Na textura macia e no aroma inconfundível de um Queijo Minas artesanal, existe mais do que tradição: há um universo invisível de microrganismos que conta histórias, transmite heranças culturais e define identidades de uma terra. É justamente esse mundo microscópico — presente no famoso “pingo” — que Minas Gerais decidiu preservar com rigor científico. A partir de um investimento de R$ 2,1 milhões, a Epamig (Empresa de Pesquisa Agropecuária de Minas Gerais) deu início à criação da primeira “Queijoteca Artesanal” do Brasil, um acervo vivo que vai catalogar os microrganismos que conferem autenticidade aos queijos mineiros.
A ideia é simples, mas poderosa: armazenar e estudar as comunidades bacterianas únicas que vivem no soro fermentado tradicionalmente usado na fabricação do queijo, o chamado “pingo”. Esse ingrediente, passado de geração em geração, carrega uma assinatura biológica exclusiva de cada região produtora, influenciando diretamente o sabor, a textura e o aroma do produto final. Ao tratá-lo como patrimônio genético, a ciência reconhece o que os produtores sempre souberam: o pingo é o coração vivo do queijo.

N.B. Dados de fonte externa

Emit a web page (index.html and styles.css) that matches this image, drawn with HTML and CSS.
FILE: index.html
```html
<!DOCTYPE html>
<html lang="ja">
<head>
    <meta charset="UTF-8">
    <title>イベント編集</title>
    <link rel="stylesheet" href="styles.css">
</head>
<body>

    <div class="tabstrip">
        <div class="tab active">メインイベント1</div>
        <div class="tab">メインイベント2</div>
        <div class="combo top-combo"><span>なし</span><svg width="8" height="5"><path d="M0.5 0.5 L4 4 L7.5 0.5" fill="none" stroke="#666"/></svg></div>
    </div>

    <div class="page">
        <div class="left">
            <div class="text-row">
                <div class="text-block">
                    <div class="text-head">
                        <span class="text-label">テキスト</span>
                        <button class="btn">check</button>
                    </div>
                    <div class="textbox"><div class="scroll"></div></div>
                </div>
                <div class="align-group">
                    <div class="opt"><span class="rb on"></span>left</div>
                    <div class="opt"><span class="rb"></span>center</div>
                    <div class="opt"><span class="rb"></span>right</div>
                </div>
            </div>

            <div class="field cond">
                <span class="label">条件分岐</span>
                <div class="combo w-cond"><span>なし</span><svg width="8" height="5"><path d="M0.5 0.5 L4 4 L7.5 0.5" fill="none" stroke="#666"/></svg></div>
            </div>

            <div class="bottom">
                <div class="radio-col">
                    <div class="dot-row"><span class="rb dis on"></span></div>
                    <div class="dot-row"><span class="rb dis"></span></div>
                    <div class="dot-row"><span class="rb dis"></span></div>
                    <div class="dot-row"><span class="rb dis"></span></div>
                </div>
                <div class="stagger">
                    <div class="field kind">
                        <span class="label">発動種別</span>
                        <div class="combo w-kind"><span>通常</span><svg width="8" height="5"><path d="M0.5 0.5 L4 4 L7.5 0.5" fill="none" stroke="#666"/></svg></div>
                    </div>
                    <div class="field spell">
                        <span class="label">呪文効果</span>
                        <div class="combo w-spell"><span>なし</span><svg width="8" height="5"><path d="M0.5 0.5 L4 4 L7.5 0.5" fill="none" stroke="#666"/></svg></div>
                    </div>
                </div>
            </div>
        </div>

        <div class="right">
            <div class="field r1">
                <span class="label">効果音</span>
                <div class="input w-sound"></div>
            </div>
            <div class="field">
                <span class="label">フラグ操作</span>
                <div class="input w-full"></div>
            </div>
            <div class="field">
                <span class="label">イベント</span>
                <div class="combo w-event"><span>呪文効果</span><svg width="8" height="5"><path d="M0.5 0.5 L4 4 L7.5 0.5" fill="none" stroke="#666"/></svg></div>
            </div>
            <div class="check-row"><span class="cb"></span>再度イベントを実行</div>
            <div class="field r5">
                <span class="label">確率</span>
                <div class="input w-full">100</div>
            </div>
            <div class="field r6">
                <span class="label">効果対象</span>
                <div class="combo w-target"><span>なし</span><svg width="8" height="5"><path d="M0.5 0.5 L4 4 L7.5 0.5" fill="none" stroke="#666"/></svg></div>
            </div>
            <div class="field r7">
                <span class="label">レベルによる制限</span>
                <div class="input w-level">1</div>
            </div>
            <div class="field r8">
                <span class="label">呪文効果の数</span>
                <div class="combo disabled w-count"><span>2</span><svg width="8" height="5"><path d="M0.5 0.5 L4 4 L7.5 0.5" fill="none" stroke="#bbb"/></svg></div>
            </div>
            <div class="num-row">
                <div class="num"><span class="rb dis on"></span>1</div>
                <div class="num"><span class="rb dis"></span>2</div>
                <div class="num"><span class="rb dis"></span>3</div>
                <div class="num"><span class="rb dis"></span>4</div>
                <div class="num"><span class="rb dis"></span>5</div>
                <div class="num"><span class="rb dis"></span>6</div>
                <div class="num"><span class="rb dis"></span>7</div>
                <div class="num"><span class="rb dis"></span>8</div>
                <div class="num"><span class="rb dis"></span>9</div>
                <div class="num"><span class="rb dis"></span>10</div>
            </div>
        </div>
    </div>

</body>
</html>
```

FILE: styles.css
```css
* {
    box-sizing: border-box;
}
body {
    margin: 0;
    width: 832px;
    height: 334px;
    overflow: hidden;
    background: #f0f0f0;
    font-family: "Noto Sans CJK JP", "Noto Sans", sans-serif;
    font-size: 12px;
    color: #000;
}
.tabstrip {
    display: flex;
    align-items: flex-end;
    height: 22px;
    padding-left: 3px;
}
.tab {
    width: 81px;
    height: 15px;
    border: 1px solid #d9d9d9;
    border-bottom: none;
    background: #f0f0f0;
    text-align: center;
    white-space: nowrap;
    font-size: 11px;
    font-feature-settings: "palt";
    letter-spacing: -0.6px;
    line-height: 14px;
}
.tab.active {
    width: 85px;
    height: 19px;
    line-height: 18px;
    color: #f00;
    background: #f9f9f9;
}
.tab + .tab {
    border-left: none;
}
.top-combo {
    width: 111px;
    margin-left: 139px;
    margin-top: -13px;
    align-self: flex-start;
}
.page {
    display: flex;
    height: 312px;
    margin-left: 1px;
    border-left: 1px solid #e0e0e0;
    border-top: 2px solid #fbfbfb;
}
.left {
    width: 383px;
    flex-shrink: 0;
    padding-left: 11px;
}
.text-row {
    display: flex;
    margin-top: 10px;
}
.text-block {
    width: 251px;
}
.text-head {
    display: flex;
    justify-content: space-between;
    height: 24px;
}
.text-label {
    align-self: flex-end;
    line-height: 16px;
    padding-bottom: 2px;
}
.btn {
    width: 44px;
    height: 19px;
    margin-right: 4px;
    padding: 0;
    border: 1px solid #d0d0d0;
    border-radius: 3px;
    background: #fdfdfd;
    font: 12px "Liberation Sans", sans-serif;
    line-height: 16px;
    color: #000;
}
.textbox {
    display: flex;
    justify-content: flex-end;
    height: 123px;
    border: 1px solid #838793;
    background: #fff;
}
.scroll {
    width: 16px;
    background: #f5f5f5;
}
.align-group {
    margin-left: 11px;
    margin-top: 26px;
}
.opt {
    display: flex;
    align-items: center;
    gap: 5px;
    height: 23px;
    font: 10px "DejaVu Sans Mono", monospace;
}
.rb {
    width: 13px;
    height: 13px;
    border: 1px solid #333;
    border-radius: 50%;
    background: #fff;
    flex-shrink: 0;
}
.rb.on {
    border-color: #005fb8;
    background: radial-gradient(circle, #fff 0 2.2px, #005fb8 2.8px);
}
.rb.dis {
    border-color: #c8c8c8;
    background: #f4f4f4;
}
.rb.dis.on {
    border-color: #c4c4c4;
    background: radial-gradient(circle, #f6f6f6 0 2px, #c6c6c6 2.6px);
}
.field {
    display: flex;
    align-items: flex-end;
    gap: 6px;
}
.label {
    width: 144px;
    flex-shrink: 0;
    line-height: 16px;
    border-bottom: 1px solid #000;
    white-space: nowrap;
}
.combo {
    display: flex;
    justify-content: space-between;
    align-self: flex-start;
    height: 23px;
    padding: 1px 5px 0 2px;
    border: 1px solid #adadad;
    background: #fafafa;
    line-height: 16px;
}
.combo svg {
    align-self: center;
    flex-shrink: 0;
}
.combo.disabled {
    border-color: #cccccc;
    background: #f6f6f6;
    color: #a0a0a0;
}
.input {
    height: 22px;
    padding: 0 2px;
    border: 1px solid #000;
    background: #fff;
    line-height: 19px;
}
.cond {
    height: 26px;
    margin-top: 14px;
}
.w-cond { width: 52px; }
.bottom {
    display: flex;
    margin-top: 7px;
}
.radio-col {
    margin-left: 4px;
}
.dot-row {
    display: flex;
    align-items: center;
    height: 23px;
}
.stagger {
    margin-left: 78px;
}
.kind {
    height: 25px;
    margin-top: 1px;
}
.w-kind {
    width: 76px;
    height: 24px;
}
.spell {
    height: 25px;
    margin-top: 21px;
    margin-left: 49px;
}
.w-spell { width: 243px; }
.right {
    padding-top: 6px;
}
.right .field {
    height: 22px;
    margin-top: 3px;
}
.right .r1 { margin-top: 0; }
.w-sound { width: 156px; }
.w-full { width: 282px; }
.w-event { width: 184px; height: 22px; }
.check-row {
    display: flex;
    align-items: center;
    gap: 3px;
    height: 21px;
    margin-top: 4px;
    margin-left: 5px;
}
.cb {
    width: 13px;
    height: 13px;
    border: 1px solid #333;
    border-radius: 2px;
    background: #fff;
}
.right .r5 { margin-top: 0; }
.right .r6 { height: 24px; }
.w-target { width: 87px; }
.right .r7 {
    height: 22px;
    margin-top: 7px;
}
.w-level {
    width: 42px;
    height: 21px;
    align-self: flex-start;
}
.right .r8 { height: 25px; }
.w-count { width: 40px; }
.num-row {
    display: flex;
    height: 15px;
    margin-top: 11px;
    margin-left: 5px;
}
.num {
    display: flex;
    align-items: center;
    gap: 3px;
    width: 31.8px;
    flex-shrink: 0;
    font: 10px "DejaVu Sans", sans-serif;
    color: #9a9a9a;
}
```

O saber popular no centro da inovação
A “Queijoteca” não nasce isolada. Ela é fruto de uma aliança entre pesquisadores, famílias produtoras e políticas públicas que valorizam o saber tradicional como ponto de partida para a inovação. Em campo, o projeto percorre as dez regiões mineiras oficialmente reconhecidas como produtoras de queijo artesanal, ouvindo quem está na lida diária com o leite cru, enfrentando intempéries, transformando tentativas em conquista.
A história da família Tarôco, no Campo das Vertentes, representa bem esse elo entre passado e futuro. Após anos de esforço, sua queijaria conquistou a primeira certificação estadual em 2015 e hoje distribui produtos por todo o Brasil. É esse tipo de empreendimento, enraizado na tradição mas aberto à ciência, que a pesquisa pretende fortalecer. A expectativa é que, ao mapear os microrganismos presentes em cada variedade regional, seja possível desenvolver fermentos naturais exclusivos e, com isso, garantir a identidade de cada queijo — protegendo-o até mesmo de possíveis padronizações industriais.
Tradição com selo científico
Ao transformar os microrganismos do queijo artesanal em objeto de estudo, o projeto reconhece o valor cultural, econômico e ambiental que gira em torno da cadeia produtiva do Queijo Minas. O acervo da Queijoteca servirá não apenas como arquivo científico, mas também como estratégia de valorização da biodiversidade local e dos saberes envolvidos no “modo de fazer” — já reconhecido como Patrimônio Cultural Imaterial da Humanidade pela Unesco.
Além disso, os dados obtidos vão alimentar estudos sobre a ação probiótica dessas bactérias, ampliando o potencial nutricional dos queijos e ajudando a desenvolver novas aplicações para a alimentação saudável. A segurança sanitária também entra em pauta, com o objetivo de verificar o antagonismo natural desses microrganismos frente a agentes patogênicos.